High end home sales have started the process of price discovery in North County. Big home sales on 1 to 5 acres have doubled over last year’s comparable period. With velocity and price discovery we are establishing a market bottom in this category. Demand is selective at the upper end and many of these homes are functionally challenged. The difficulty in obtaining jumbo loans also slows down this market. The healing process in the upper end will be longer than residential single family and more painful although the recovery process is underway in this market. It’s still all about price.

 

Raw acreage is just starting to show early signs of price discovery. In down cycles dirt tends to fall much lower, on a percentage bases, than improved properties. The primary reason for this discrepancy is that an improved property sells for below replacement cost so there is no appetite for buying and building. Years of acreage supply has been building up. There are some stirrings and some sellers are moving to get ahead of the curve. We are not there yet. We can see it coming.

 

Commercial real estate is overbuilt and oversupplied in most categories. The combination of a weak economy and many vacancies is not good for values. This market is years behind residential single family. There is no velocity or price discovery in commercial real estate today. Rents are falling and will fall further. It’s going to take a growing economy to get commercial real estate on track again. The weakest segment of commercial real estate is vacant land.

 

Our wine industry is surviving and actually doing fairly well with all things considered. Tasting room sales have been decent in 2009 but the summer has started out slow. Wine grapes have firmed in price and Westside fruit will command strong dollars. Big wineries, that are major buyers of fruit in North County, are tentative. The real question hanging over the industry today is wine sales. The global wineries are very cautious.

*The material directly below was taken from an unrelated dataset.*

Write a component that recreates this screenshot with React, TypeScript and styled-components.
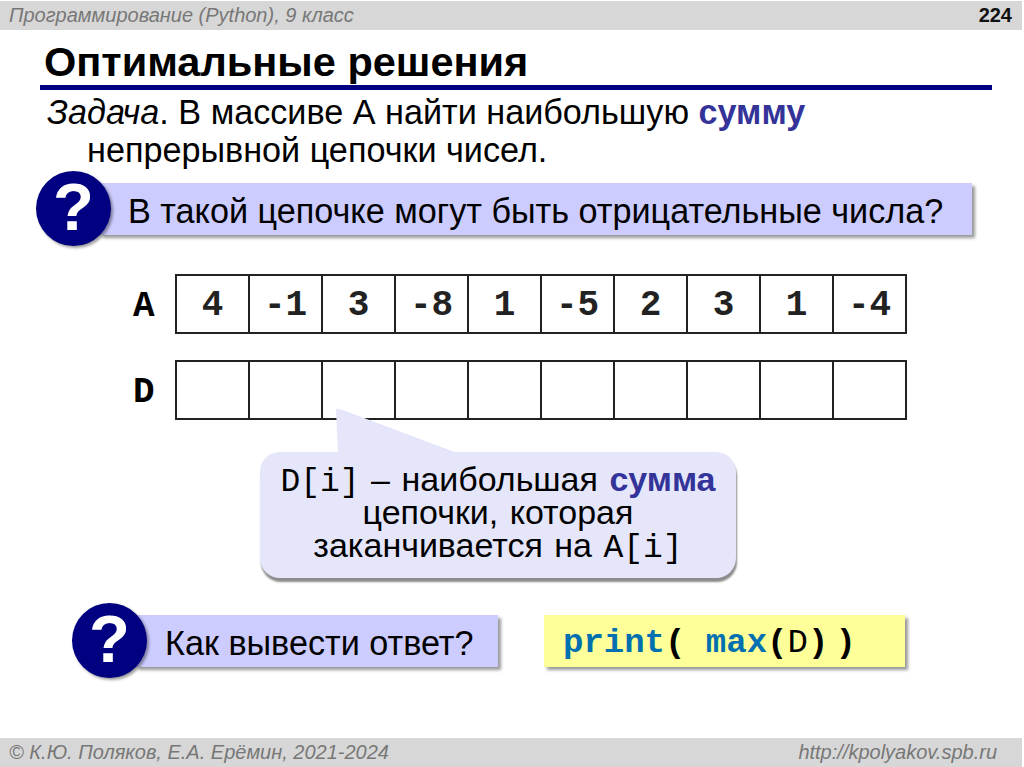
import styled, { createGlobalStyle } from "styled-components";

const GlobalStyle = createGlobalStyle`
	html, body {
		margin: 0;
		padding: 0;
		background: #fff;
		font-family: "Liberation Sans", Arial, sans-serif;
	}
`;

const Slide = styled.div`
	width: 1024px;
	height: 767px;
	overflow: hidden;
	display: flex;
	flex-direction: column;
	color: #000;
`;
const Bar = styled.div`
	height: 29px;
	flex: none;
	background: #d7d7d7;
	display: flex;
	align-items: center;
	justify-content: space-between;
	font-size: 20px;
	font-style: italic;
	color: #777;
`;
const TopBar = styled(Bar)`
	margin: 1px 2px 0 0;
	padding: 0 10px 0 9px;
`;
const BottomBar = styled(Bar)`
	margin: 59px 2px 0 0;
	padding: 0 25px 0 9px;
`;
const PageNo = styled.span`
	font-size: 20px;
	font-weight: 700;
	font-style: normal;
	color: #111;
`;
const Title = styled.h1`
	margin: 10px 32px 0 40px;
	padding: 0 0 1px 4px;
	height: 44px;
	box-sizing: content-box;
	border-bottom: 5px solid #000080;
	font-size: 41.5px;
	line-height: 44px;
	font-weight: 700;
	white-space: nowrap;
`;
const Task = styled.p`
	margin: 3px 0 0 47px;
	padding-left: 40px;
	text-indent: -40px;
	font-size: 34.2px;
	line-height: 38px;
	white-space: nowrap;
`;
const Accent = styled.b`
	color: #333399;
`;
const Question = styled.div<{ $indent: number; $width: number; $top: number }>`
	position: relative;
	flex: none;
	margin: ${(p) => p.$top}px 0 0 ${(p) => p.$indent}px;
	width: ${(p) => p.$width}px;
	height: 76px;
	display: flex;
	align-items: center;
`;
const Badge = styled.div`
	position: absolute;
	left: 0;
	top: 0;
	z-index: 1;
	width: 75px;
	height: 75px;
	border-radius: 50%;
	background: #000080;
	box-shadow: 2px 2px 3px rgba(0, 0, 0, 0.4);
	color: #fff;
	font-size: 67px;
	font-weight: 700;
	line-height: 72px;
	text-align: center;
`;
const QuestionText = styled.div<{ $pad: number }>`
	margin-left: 64px;
	flex: 1;
	height: 52px;
	padding-left: ${(p) => p.$pad}px;
	background: #ccccff;
	box-shadow: 3px 3px 3px rgba(0, 0, 0, 0.4);
	font-size: 34.2px;
	line-height: 56px;
	white-space: nowrap;
`;
const ArrayRow = styled.div<{ $top: number }>`
	margin: ${(p) => p.$top}px 0 0 133px;
	display: flex;
	align-items: center;
`;
const ArrayName = styled.div`
	width: 42px;
	padding-top: 4px;
	font-family: "Liberation Mono", monospace;
	font-size: 36px;
	font-weight: 700;
`;
const Cell = styled.div`
	width: 71px;
	height: 54px;
	padding-top: 2px;
	margin-right: -2px;
	border: 2px solid #222;
	flex: none;
	display: flex;
	align-items: center;
	justify-content: center;
	font-family: "Liberation Mono", monospace;
	font-size: 36px;
	font-weight: 700;
	color: #222;
	box-sizing: content-box;
`;
const Callout = styled.div`
	position: relative;
	flex: none;
	margin: 32px 0 0 260px;
	width: 476px;
	height: 126px;
	box-sizing: border-box;
	padding-top: 11px;
	background: #e6e6fa;
	border-radius: 20px;
	box-shadow: 1px 4px 2px rgba(0, 0, 0, 0.45);
	text-align: center;
	font-size: 34px;
	line-height: 33px;
	word-spacing: 2px;
	white-space: nowrap;
`;
const Tail = styled.svg`
	position: absolute;
	left: 76px;
	top: -44px;
`;
const CalloutLine = styled.div`
	position: relative;
	height: 33px;
`;
const Mono = styled.span`
	font-family: "Liberation Mono", monospace;
	font-size: 33px;
`;
const BottomRow = styled.div`
	flex: none;
	margin: 25px 0 0 72px;
	display: flex;
	align-items: center;
`;
const Code = styled.div`
	margin-left: 46px;
	width: 361px;
	height: 52px;
	box-sizing: border-box;
	padding-left: 19px;
	background: #ffff99;
	box-shadow: 3px 3px 3px rgba(0, 0, 0, 0.4);
	font-family: "Liberation Mono", monospace;
	font-size: 34px;
	font-weight: 700;
	line-height: 56px;
	white-space: pre;
`;
const Keyword = styled.span`
	color: #0070b0;
`;
const Plain = styled.span`
	font-weight: 400;
`;
const ThinGap = styled.span`
	font-size: 12px;
`;

const a = ["4", "-1", "3", "-8", "1", "-5", "2", "3", "1", "-4"];

const App = () => {
	return (
		<Slide>
			<GlobalStyle />
			<TopBar>
				<span>Программирование (Python), 9 класс</span>
				<PageNo>224</PageNo>
			</TopBar>
			<Title>Оптимальные решения</Title>
			<Task>
				<i>Задача</i>. В массиве А найти наибольшую <Accent>сумму</Accent>
				<br />
				непрерывной цепочки чисел.
			</Task>
			<Question $indent={36} $width={936} $top={2}>
				<Badge>?</Badge>
				<QuestionText $pad={28}>В такой цепочке могут быть отрицательные числа?</QuestionText>
			</Question>
			<ArrayRow $top={27}>
				<ArrayName>A</ArrayName>
				{a.map((v, i) => (
					<Cell key={i}>{v}</Cell>
				))}
			</ArrayRow>
			<ArrayRow $top={26}>
				<ArrayName>D</ArrayName>
				{a.map((_, i) => (
					<Cell key={i} />
				))}
			</ArrayRow>
			<Callout>
				<Tail width="130" height="46" viewBox="0 0 130 46">
					<path d="M2 46 L0 2 Q0 0 4 1 L124 46 Z" fill="#e6e6fa" />
				</Tail>
				<CalloutLine>
					<Mono>D[i]</Mono> – наибольшая <Accent>сумма</Accent>
				</CalloutLine>
				<CalloutLine>цепочки, которая</CalloutLine>
				<CalloutLine>
					заканчивается на <Mono>A[i]</Mono>
				</CalloutLine>
			</Callout>
			<BottomRow>
				<Question $indent={0} $width={426} $top={0}>
					<Badge>?</Badge>
					<QuestionText $pad={29}>Как вывести ответ?</QuestionText>
				</Question>
				<Code>
					<Keyword>print</Keyword>( <Keyword>max</Keyword>(<Plain>D</Plain>)<ThinGap> </ThinGap>)
				</Code>
			</BottomRow>
			<BottomBar>
				<span>© К.Ю. Поляков, Е.А. Ерёмин, 2021-2024</span>
				<span>http://kpolyakov.spb.ru</span>
			</BottomBar>
		</Slide>
	);
};

export default App;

Our local fruit is getting good prices but fruit buyers are very conservative. Fruit supply appears to be in balance which could bode well if wine sales improve over the next few years.

 

Inflation seems to be viewed as an inevitable outcome of the government monies being pumped into our economy. Real Estate has always been viewed as a strong hedge against inflation. Today most Real Estate has been beaten down in price. If you can join historic low debt cost with low real estate values the hedge position and upside for return would seem to be generous. Inflation is a sinister and covert agent of monetary erosion. Real Estate will provide a competitive edge for those folks looking to survive and prosper in an inflationary environment.

 

Residential single family homes have found a bottom in North County. Higher end homes are close behind with dirt and commercial real estate bringing up a distant rear. This is what bottoms feel like. Bumpy and uncomfortable. Fortunes have been lost and new fortunes will be made. We are living in an economy dominated by fear.  We believe that a strong local city government is more valuable to recovery than what federal and state problems might dictate. We have good leadership in North County and we will ride out this storm. It’s a very selective market but the longer term prospects remain bright for North County.